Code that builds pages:
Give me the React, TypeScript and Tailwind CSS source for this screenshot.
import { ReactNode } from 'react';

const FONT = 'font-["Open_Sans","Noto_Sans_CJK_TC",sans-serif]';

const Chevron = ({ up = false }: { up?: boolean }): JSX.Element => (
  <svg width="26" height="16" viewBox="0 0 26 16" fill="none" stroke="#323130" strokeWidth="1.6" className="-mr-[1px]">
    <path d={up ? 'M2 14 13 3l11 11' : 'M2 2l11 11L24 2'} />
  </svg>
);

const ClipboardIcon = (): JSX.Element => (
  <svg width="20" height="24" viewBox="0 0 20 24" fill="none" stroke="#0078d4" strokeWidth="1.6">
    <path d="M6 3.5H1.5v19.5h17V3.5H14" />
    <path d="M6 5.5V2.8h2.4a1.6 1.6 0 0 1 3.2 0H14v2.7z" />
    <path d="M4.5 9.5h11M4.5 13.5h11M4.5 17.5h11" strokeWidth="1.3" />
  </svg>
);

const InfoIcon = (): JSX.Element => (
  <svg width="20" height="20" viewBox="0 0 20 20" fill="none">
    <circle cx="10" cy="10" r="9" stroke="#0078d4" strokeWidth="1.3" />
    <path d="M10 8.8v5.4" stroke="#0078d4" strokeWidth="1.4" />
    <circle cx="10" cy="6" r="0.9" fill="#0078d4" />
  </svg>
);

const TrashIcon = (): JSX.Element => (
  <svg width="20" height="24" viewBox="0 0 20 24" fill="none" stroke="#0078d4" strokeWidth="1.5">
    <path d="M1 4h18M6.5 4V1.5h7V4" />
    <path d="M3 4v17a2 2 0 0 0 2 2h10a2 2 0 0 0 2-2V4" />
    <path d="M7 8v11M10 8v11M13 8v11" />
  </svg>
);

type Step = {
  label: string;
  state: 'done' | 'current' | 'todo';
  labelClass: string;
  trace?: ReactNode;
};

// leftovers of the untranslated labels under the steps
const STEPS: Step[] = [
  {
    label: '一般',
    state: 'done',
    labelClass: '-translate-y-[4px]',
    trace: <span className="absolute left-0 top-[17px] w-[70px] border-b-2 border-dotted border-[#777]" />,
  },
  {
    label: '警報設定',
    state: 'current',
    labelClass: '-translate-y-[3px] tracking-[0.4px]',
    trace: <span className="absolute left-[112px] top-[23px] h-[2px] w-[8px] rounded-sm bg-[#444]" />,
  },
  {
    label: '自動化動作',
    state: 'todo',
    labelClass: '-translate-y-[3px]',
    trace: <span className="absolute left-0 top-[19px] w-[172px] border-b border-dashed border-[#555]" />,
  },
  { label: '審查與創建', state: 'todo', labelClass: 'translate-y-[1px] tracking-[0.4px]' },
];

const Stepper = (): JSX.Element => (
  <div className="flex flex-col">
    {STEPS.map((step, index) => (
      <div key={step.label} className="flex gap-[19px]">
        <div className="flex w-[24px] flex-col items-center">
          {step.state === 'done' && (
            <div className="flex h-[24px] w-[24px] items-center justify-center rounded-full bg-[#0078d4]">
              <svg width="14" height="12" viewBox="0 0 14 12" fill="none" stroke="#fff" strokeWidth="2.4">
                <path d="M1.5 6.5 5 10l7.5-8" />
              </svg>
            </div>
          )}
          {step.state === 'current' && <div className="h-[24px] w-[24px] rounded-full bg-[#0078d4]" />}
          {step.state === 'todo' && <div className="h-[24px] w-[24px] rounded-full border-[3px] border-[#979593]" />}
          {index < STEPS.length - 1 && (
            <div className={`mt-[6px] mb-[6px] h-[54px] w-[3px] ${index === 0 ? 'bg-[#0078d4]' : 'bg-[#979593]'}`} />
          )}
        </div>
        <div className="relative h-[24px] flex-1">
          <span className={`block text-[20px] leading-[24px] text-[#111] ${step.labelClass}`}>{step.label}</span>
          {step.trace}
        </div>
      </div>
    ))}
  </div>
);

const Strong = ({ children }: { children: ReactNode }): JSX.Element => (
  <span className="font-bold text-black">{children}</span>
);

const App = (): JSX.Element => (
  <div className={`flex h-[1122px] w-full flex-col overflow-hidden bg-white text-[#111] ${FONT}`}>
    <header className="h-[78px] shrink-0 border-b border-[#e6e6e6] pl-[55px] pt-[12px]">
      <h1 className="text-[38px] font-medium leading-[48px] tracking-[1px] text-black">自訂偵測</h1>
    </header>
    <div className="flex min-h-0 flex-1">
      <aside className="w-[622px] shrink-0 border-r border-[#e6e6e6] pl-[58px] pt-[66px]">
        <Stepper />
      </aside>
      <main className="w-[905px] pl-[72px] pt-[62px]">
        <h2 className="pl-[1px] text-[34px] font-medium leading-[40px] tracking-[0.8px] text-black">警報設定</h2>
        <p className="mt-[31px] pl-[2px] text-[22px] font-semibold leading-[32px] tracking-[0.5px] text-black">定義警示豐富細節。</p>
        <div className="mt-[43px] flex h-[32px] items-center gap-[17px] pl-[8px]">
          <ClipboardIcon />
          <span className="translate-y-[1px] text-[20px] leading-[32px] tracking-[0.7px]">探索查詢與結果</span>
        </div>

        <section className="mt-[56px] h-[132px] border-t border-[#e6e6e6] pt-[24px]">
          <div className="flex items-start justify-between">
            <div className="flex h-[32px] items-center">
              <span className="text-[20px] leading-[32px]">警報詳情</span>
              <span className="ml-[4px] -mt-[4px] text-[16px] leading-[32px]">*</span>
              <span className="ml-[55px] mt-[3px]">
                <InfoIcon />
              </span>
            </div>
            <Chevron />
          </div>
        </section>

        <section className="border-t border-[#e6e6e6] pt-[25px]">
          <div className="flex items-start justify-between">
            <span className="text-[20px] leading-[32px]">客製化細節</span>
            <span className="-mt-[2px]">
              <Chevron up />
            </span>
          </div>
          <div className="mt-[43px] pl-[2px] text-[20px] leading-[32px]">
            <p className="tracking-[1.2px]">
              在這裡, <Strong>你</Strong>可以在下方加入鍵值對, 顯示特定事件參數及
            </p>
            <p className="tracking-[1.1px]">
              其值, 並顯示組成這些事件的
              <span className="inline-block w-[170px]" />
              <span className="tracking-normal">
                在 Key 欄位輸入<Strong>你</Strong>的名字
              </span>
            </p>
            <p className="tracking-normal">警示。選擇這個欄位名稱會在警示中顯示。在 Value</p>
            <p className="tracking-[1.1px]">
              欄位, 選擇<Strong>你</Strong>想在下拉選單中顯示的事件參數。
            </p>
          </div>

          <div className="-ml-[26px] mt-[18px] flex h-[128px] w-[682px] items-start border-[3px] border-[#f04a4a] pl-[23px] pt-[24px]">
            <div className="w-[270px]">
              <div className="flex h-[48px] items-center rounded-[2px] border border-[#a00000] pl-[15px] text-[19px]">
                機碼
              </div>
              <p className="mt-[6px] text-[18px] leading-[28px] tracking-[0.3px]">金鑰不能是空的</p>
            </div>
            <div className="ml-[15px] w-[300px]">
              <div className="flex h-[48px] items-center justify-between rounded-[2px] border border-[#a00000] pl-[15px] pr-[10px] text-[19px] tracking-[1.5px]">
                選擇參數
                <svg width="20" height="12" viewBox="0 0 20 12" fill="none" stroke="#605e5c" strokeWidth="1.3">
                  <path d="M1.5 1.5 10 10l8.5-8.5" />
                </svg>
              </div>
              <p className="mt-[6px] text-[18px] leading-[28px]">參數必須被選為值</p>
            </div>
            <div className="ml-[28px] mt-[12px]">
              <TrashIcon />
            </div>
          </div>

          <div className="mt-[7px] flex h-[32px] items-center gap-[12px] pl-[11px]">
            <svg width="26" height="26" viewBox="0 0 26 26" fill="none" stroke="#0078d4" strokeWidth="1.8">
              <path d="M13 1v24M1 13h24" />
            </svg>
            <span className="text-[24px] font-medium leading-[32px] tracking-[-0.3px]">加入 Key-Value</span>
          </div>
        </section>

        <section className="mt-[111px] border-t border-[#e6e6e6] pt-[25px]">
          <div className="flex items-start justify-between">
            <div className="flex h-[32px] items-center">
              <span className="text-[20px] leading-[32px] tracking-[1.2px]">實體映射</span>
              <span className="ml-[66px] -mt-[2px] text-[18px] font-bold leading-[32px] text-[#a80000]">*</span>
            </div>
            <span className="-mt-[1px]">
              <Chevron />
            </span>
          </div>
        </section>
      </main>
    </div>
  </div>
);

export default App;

==

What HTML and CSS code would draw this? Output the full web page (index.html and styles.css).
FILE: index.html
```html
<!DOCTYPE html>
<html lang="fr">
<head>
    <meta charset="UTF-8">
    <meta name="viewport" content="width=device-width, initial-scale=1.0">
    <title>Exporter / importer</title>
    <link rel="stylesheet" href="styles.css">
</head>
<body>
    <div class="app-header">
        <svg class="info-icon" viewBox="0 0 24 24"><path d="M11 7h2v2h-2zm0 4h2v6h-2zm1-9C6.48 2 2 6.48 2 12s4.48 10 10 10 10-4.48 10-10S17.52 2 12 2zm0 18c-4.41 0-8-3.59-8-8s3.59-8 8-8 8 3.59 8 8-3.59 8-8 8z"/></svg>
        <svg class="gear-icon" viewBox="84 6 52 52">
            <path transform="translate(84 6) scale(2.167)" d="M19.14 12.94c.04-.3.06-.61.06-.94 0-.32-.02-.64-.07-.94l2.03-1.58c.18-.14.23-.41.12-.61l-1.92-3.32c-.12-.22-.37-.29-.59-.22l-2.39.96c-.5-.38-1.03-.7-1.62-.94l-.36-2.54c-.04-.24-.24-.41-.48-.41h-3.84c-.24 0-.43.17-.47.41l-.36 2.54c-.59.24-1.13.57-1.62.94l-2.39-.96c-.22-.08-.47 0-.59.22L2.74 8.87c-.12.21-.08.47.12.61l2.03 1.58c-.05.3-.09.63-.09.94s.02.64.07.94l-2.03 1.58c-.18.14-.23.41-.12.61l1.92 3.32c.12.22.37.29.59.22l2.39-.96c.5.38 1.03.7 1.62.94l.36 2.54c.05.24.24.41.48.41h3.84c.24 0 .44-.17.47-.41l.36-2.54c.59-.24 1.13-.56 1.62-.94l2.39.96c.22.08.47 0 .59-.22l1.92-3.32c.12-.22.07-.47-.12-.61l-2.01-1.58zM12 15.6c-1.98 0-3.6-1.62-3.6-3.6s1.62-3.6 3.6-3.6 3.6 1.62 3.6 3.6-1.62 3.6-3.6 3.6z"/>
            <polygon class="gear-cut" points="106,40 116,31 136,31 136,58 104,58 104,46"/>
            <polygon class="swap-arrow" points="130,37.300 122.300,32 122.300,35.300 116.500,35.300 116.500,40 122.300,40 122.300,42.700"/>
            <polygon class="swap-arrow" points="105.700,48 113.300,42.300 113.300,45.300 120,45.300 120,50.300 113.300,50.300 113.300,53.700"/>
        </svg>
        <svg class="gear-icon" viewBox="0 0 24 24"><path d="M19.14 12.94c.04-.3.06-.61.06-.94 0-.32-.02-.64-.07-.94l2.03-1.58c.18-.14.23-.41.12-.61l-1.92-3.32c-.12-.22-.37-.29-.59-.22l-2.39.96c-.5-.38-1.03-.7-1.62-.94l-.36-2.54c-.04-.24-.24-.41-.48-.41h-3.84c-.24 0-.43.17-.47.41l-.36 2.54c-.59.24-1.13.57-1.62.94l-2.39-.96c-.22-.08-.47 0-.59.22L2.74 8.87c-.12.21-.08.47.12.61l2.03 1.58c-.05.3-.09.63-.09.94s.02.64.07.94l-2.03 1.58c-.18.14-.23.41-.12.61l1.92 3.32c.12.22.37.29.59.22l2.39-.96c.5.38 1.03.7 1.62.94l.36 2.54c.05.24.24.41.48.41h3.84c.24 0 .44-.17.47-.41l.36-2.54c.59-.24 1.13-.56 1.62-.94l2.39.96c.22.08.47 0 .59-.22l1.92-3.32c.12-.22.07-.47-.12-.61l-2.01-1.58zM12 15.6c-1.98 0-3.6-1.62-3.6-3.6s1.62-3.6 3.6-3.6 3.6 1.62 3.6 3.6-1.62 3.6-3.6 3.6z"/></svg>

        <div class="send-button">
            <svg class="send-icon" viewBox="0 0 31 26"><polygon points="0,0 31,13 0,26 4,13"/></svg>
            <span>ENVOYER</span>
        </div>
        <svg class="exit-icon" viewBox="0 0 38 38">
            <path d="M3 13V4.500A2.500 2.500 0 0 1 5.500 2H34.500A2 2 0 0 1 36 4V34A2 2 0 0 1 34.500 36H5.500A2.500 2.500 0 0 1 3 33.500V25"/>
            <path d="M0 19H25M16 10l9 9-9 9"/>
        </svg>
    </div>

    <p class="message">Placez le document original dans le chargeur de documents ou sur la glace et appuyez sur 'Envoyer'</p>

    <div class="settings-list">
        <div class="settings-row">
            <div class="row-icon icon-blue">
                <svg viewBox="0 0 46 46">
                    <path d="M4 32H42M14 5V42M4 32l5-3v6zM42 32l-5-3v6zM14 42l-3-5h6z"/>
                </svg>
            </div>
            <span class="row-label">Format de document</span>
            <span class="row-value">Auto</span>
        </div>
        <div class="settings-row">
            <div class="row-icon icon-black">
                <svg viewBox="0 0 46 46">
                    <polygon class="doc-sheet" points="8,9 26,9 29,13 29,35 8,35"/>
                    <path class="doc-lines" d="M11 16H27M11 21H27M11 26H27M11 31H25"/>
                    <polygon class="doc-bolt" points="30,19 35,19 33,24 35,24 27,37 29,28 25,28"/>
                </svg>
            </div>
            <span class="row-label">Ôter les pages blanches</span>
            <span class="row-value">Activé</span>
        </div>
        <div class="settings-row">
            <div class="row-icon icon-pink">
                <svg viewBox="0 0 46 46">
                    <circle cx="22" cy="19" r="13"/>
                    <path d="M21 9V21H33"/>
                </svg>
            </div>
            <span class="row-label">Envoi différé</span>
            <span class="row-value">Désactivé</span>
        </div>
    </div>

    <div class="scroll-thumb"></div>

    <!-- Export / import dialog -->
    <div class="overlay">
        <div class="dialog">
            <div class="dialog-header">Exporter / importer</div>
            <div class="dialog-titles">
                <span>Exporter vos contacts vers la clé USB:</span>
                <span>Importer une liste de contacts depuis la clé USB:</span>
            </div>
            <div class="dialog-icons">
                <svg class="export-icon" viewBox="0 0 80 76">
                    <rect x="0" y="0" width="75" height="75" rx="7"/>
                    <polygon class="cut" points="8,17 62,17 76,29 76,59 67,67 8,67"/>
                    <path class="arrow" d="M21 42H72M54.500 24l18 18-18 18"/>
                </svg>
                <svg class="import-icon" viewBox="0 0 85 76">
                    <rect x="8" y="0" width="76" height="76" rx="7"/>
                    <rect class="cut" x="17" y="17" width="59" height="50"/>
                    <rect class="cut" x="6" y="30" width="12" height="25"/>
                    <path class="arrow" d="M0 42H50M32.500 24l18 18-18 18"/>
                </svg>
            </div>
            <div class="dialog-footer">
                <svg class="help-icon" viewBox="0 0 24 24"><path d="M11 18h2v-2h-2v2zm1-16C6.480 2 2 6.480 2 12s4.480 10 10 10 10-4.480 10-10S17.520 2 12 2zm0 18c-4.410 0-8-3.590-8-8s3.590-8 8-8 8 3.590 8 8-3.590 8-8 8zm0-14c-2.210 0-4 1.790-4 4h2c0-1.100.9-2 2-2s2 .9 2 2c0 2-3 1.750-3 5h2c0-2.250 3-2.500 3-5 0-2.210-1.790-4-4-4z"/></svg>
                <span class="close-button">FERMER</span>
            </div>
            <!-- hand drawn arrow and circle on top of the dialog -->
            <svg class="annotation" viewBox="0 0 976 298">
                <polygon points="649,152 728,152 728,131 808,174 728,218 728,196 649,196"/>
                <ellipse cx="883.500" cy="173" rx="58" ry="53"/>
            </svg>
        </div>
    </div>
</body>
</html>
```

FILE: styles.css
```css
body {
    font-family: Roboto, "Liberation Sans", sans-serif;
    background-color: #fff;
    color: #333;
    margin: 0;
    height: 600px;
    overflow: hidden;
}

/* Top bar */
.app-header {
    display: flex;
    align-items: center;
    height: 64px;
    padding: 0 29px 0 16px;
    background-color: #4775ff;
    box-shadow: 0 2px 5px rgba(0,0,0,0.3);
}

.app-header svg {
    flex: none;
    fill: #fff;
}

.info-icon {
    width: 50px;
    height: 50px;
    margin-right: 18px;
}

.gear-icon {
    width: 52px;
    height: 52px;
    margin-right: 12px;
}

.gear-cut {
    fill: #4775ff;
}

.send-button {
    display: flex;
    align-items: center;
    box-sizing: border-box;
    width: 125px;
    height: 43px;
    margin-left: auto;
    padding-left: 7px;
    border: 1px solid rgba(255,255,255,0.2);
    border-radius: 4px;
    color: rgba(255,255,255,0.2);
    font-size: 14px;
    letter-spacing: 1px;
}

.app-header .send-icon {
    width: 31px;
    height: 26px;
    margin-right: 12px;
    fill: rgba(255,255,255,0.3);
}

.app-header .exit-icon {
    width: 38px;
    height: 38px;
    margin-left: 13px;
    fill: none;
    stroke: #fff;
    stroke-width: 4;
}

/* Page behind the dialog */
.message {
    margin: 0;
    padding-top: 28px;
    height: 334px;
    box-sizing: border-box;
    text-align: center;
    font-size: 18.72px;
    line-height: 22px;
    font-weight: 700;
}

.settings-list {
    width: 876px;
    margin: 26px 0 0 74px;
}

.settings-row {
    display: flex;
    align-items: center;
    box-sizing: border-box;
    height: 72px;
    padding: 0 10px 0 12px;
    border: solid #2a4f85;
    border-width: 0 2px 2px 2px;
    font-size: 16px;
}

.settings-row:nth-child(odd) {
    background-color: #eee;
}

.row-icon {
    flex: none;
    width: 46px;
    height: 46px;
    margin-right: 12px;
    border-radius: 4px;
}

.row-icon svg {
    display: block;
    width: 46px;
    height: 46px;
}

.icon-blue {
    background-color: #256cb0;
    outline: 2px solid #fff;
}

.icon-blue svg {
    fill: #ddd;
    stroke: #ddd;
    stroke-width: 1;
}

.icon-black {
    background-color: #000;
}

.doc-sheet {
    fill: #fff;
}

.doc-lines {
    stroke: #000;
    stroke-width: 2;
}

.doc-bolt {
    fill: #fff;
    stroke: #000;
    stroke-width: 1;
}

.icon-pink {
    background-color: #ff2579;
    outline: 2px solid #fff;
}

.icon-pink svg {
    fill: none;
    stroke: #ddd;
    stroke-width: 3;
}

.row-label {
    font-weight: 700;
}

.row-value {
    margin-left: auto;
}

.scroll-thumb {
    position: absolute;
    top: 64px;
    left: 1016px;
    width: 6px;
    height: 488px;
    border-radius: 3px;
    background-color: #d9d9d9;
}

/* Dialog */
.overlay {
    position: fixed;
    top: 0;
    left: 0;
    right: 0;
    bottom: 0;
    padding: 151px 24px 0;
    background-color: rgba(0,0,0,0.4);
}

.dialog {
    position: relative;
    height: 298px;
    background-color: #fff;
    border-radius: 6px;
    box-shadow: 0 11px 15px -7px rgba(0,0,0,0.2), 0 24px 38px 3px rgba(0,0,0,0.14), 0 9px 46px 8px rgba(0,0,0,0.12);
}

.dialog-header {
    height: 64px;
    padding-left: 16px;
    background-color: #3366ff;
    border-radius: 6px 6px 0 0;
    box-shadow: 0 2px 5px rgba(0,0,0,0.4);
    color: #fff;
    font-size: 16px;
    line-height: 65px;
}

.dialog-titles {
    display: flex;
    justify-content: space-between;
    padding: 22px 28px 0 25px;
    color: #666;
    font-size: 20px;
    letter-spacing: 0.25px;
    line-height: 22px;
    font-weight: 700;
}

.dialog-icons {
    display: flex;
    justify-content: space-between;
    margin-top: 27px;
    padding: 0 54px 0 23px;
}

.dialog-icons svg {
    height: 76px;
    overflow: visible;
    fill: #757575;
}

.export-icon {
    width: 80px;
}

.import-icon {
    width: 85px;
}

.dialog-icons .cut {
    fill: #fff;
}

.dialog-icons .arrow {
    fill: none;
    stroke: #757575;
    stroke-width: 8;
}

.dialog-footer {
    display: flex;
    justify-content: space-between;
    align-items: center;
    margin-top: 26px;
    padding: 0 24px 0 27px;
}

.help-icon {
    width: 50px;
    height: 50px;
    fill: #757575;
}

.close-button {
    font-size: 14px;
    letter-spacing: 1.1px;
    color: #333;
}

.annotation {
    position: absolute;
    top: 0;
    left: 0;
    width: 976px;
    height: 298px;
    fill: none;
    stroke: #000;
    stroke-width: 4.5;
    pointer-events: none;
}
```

### Instructions for the task
Which lines hold the word "this"? Copy each of them from the records.

### Answer to the problem
Give me the React, TypeScript and Tailwind CSS source for this screenshot.
What HTML and CSS code would draw this? Output the full web page (index.html and styles.css).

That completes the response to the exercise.